Look for the string "this" in the lines and copy each line that has it.

-- BEGIN SUPPLIED ENTRIES --

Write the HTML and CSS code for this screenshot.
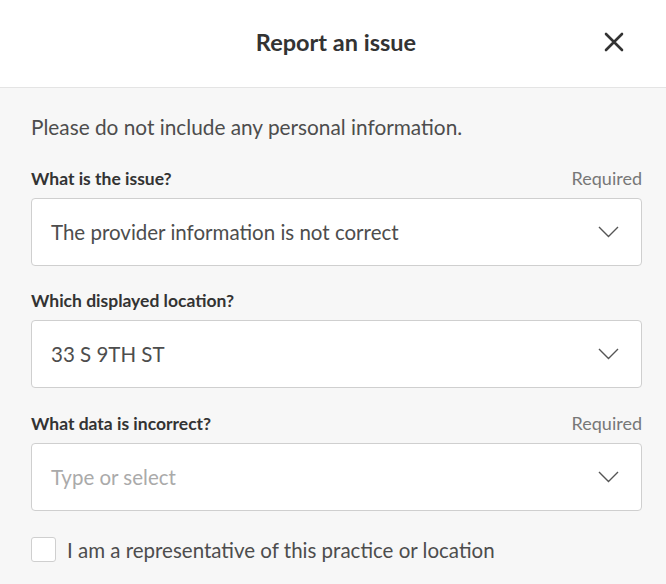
FILE: index.html
```html
<!DOCTYPE html>
<html lang="en">
<head>
  <meta charset="UTF-8">
  <meta name="viewport" content="width=device-width, initial-scale=1.0">
  <title>Report an issue</title>
  <link rel="stylesheet" href="styles.css">
</head>
<body>
  <div class="modal">
    <!-- Cabeçalho -->
    <header class="modal-header">
      <span></span>
      <h1 class="modal-title">Report an issue</h1>
      <button class="close-btn" aria-label="Close">
        <svg width="20" height="20" viewBox="0 0 20 20">
          <path d="M2 2 L18 18 M18 2 L2 18" stroke="#333" stroke-width="2.6" stroke-linecap="round" fill="none"/>
        </svg>
      </button>
    </header>

    <form class="modal-body">
      <p class="intro">Please do not include any personal information.</p>

      <div class="field">
        <div class="field-label">
          <label>What is the issue?</label>
          <span class="required">Required</span>
        </div>
        <div class="select-box">
          <span class="select-value">The provider information is not correct</span>
          <svg class="chevron" width="21" height="12" viewBox="0 0 21 12">
            <path d="M1 1 L10.5 10.5 L20 1" stroke="#555" stroke-width="1.4" fill="none"/>
          </svg>
        </div>
      </div>

      <div class="field">
        <div class="field-label">
          <label>Which displayed location?</label>
        </div>
        <div class="select-box">
          <span class="select-value">33 S 9TH ST</span>
          <svg class="chevron" width="21" height="12" viewBox="0 0 21 12">
            <path d="M1 1 L10.5 10.5 L20 1" stroke="#555" stroke-width="1.4" fill="none"/>
          </svg>
        </div>
      </div>

      <div class="field">
        <div class="field-label">
          <label>What data is incorrect?</label>
          <span class="required">Required</span>
        </div>
        <div class="select-box">
          <span class="select-value placeholder">Type or select</span>
          <svg class="chevron" width="21" height="12" viewBox="0 0 21 12">
            <path d="M1 1 L10.5 10.5 L20 1" stroke="#555" stroke-width="1.4" fill="none"/>
          </svg>
        </div>
      </div>

      <label class="check-row">
        <span class="checkbox"></span>
        <span>I am a representative of this practice or location</span>
      </label>
    </form>
  </div>
</body>
</html>
```

FILE: styles.css
```css
* {
  margin: 0;
  padding: 0;
  box-sizing: border-box;
}

body {
  font-family: Lato, "Liberation Sans", sans-serif;
  background-color: #f7f7f7;
  color: #4d4d4d;
}

.modal {
  min-height: 100vh;
  display: flex;
  flex-direction: column;
}

.modal-header {
  height: 88px;
  background-color: #fff;
  border-bottom: 1px solid #e4e4e4;
  display: grid;
  grid-template-columns: 1fr auto 1fr;
  align-items: center;
  padding: 0 42px;
}

.modal-title {
  font-size: 23.5px;
  font-weight: 700;
  color: #333;
  padding-left: 6px;
  margin-top: -4px;
}

.close-btn {
  justify-self: end;
  background: none;
  border: none;
  cursor: pointer;
  display: flex;
  margin-top: -4px;
}

.modal-body {
  padding: 26px 24px 0 31px;
}

.intro {
  font-size: 20.8px;
  line-height: 26px;
  margin-bottom: 28px;
}

.field {
  margin-bottom: 25px;
}

.field-label {
  display: flex;
  justify-content: space-between;
  align-items: baseline;
  margin-bottom: 9px;
  line-height: 20px;
}

.field-label label {
  font-size: 17.5px;
  font-weight: 700;
  color: #333;
}

.required {
  font-size: 18px;
  color: #777;
}

.select-box {
  height: 68px;
  background-color: #fff;
  border: 1px solid #cfcfcf;
  border-radius: 4px;
  display: flex;
  align-items: center;
  justify-content: space-between;
  padding: 0 22px 0 19px;
}

.select-value {
  font-size: 20.5px;
  color: #4d4d4d;
}

.select-value.placeholder {
  color: #aaa;
}

.check-row {
  display: flex;
  align-items: center;
  gap: 11px;
  font-size: 20.5px;
  margin-top: 26px;
}

.checkbox {
  width: 25px;
  height: 25px;
  background-color: #fff;
  border: 1px solid #cfcfcf;
  border-radius: 3px;
}
```
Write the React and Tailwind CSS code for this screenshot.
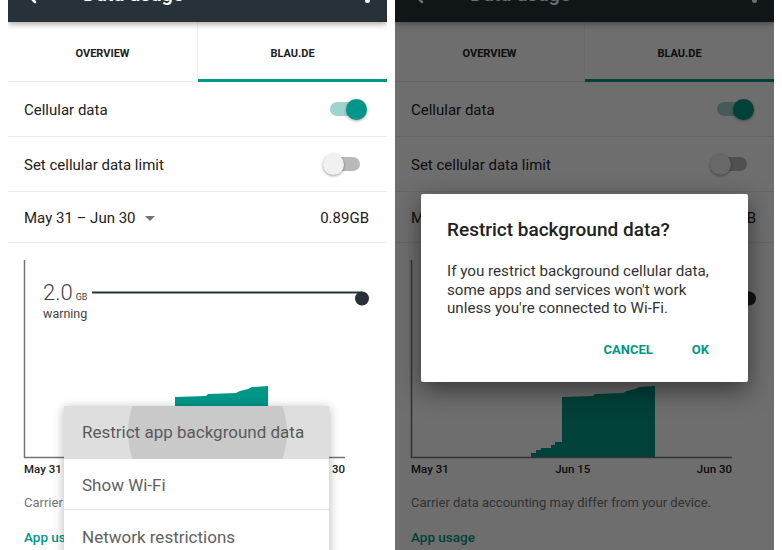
import { ArrowLeft } from "lucide-react";

const Toggle = ({ on }) => (
  <div className="relative w-[37px] h-[21px]">
    {on ? (
      <>
        <div className="absolute left-0 top-[3.5px] w-[32px] h-[14px] rounded-full bg-[#9fd4cd]" />
        <div className="absolute right-0 top-0 w-[21px] h-[21px] rounded-full bg-[#009688] shadow-[0_1px_3px_rgba(0,0,0,0.35)]" />
      </>
    ) : (
      <>
        <div className="absolute right-0 top-[3.5px] w-[32px] h-[14px] rounded-full bg-[#b9b9b9]" />
        <div className="absolute left-0 top-0 w-[21px] h-[21px] rounded-full bg-[#f1f1f1] shadow-[0_1px_3px_rgba(0,0,0,0.4)]" />
      </>
    )}
  </div>
);

const Chart = () => (
  <div className="relative h-[216px]">
    <svg width="379" height="216" className="block">
      {/* usage area */}
      <polygon
        fill="#009688"
        points="136,214 136,210 141,210 141,207 146,207 146,205 156,205 156,202 160,202 160,199 167,199 167,154 198,153 200,151 228,150 232,148 240,146 244,144 260,143 260,214"
      />
      {/* axes */}
      <line x1="16.5" y1="17" x2="16.5" y2="215" stroke="#757575" strokeWidth="1.5" />
      <line x1="16" y1="214.5" x2="337" y2="214.5" stroke="#757575" strokeWidth="1.5" />
      {/* warning line */}
      <line x1="84" y1="49.5" x2="354" y2="49.5" stroke="#263238" strokeWidth="2.2" />
      <circle cx="354" cy="55.5" r="7" fill="#263238" />
    </svg>
    <div className="absolute left-[35px] top-[37px] text-[#424242]">
      <div className="flex items-baseline gap-[3px]">
        <span className="text-[22px] font-light leading-[26px]">2.0</span>
        <span className="text-[9px] leading-[10px]">GB</span>
      </div>
      <div className="text-[12.5px] leading-[15px]">warning</div>
    </div>
  </div>
);

const Screen = ({ children }) => (
  <div className="relative w-[379px] h-[550px] shrink-0 overflow-hidden bg-white">
    {/* toolbar, mostly cut off at the top */}
    <div className="relative z-10 h-[22px] bg-[#263238] shadow-[0_2px_6px_rgba(0,0,0,0.35)] overflow-hidden flex items-start text-white">
      <ArrowLeft size={24} strokeWidth={2.5} className="ml-[15px] -mt-[17px] shrink-0" />
      <div className="ml-[36px] -mt-[16px] text-[20px] leading-[20px] font-medium">Data usage</div>
      <div className="ml-auto mr-[17px] -mt-[2px] w-[5px] h-[5px] rounded-full bg-white" />
    </div>

    {/* tabs */}
    <div className="flex h-[60px] border-b border-[#ebebeb]">
      <div className="flex-1 flex items-center justify-center border-r border-[#f0f0f0] pt-[6px] text-[11px] font-bold text-[#212121]">
        OVERVIEW
      </div>
      <div className="flex-1 flex items-center justify-center border-b-[3px] border-[#009688] -mb-px pt-[8px] text-[11px] font-bold text-[#212121]">
        BLAU.DE
      </div>
    </div>

    <div className="h-[55px] border-b border-[#ececec] flex items-center justify-between pl-4 pr-[20px]">
      <span className="pt-[3px] text-[15px] text-[#212121]">Cellular data</span>
      <Toggle on />
    </div>
    <div className="h-[55px] border-b border-[#ececec] flex items-center justify-between pl-4 pr-[27px]">
      <span className="pt-[3px] text-[15px] text-[#212121]">Set cellular data limit</span>
      <Toggle />
    </div>
    <div className="h-[51px] border-b border-[#ececec] flex items-center pl-4 pr-[18px]">
      <span className="pt-[2px] text-[15px] text-[#212121]">May 31 – Jun 30</span>
      <span className="ml-[9px] mt-[2px] w-0 h-0 border-l-[5px] border-r-[5px] border-t-[5px] border-l-transparent border-r-transparent border-t-[#757575]" />
      <span className="ml-auto pt-[2px] text-[15px] text-[#212121]">0.89GB</span>
    </div>

    <Chart />

    <div className="mt-[3px] ml-4 w-[321px] flex justify-between text-[11.5px] leading-[14px] font-medium text-[#212121]">
      <span>May 31</span>
      <span>Jun 15</span>
      <span>Jun 30</span>
    </div>
    <div className="mt-[19px] pl-4 text-[13px] leading-[16px] text-[#757575]">
      Carrier data accounting may differ from your device.
    </div>
    <div className="mt-[18px] pl-4 text-[13.5px] leading-[16px] font-medium text-[#009688]">App usage</div>

    {children}
  </div>
);

export default function App() {
  return (
    <div className="w-[782px] h-[550px] overflow-hidden bg-white flex gap-2 px-2 font-[Roboto,sans-serif]">
      <Screen>
        {/* overflow menu */}
        <div className="absolute z-20 left-[56px] top-[406px] w-[265px] bg-white shadow-[0_2px_10px_rgba(0,0,0,0.3)]">
          <div className="relative h-[53px] bg-[#dedede] overflow-hidden flex items-center pl-[18px]">
            <div className="absolute left-[64px] -top-[53px] w-[159px] h-[159px] rounded-full bg-[#c9c9c9]" />
            <span className="relative pt-[1px] text-[17px] text-[#5a5a5a]">Restrict app background data</span>
          </div>
          <div className="h-[51px] border-b border-[#e4e4e4] flex items-center pl-[18px] pt-[3px] text-[17px] text-[#616161]">
            Show Wi-Fi
          </div>
          <div className="h-[54px] flex items-center pl-[18px] pt-[1px] text-[17px] text-[#616161]">
            Network restrictions
          </div>
        </div>
      </Screen>

      <Screen>
        <div className="absolute inset-0 z-20 bg-black/[0.57]" />
        <div className="absolute z-30 left-[26px] top-[194px] w-[327px] h-[188px] bg-white rounded-[2px] shadow-[0_8px_24px_rgba(0,0,0,0.5)] pl-[26px] pt-[24px]">
          <div className="text-[19px] leading-[24px] font-medium text-[#212121]">Restrict background data?</div>
          <div className="mt-[20px] text-[15.2px] leading-[18.5px] text-[#333333]">
            If you restrict background cellular data,
            <br />
            some apps and services won't work
            <br />
            unless you're connected to Wi-Fi.
          </div>
          <div className="mt-[24px] flex justify-end gap-[39px] pr-[39px] text-[13px] leading-[16px] font-bold text-[#009688]">
            <span>CANCEL</span>
            <span>OK</span>
          </div>
        </div>
      </Screen>
    </div>
  );
}
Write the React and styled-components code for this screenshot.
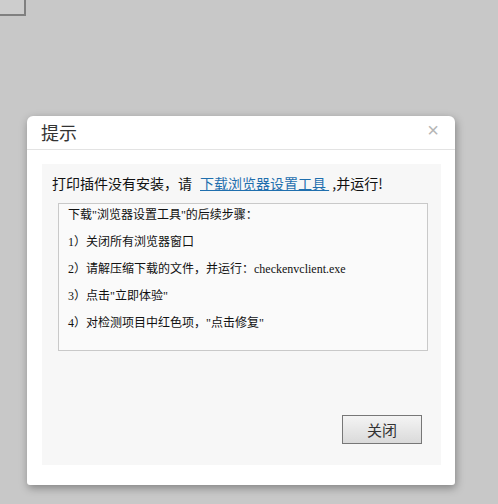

-- END SUPPLIED ENTRIES --

▶ _FINISHED TASK_:
Write the HTML and CSS code for this screenshot.
        <span>I am a representative of this practice or location</span>
Write the React and Tailwind CSS code for this screenshot.
Write the React and styled-components code for this screenshot.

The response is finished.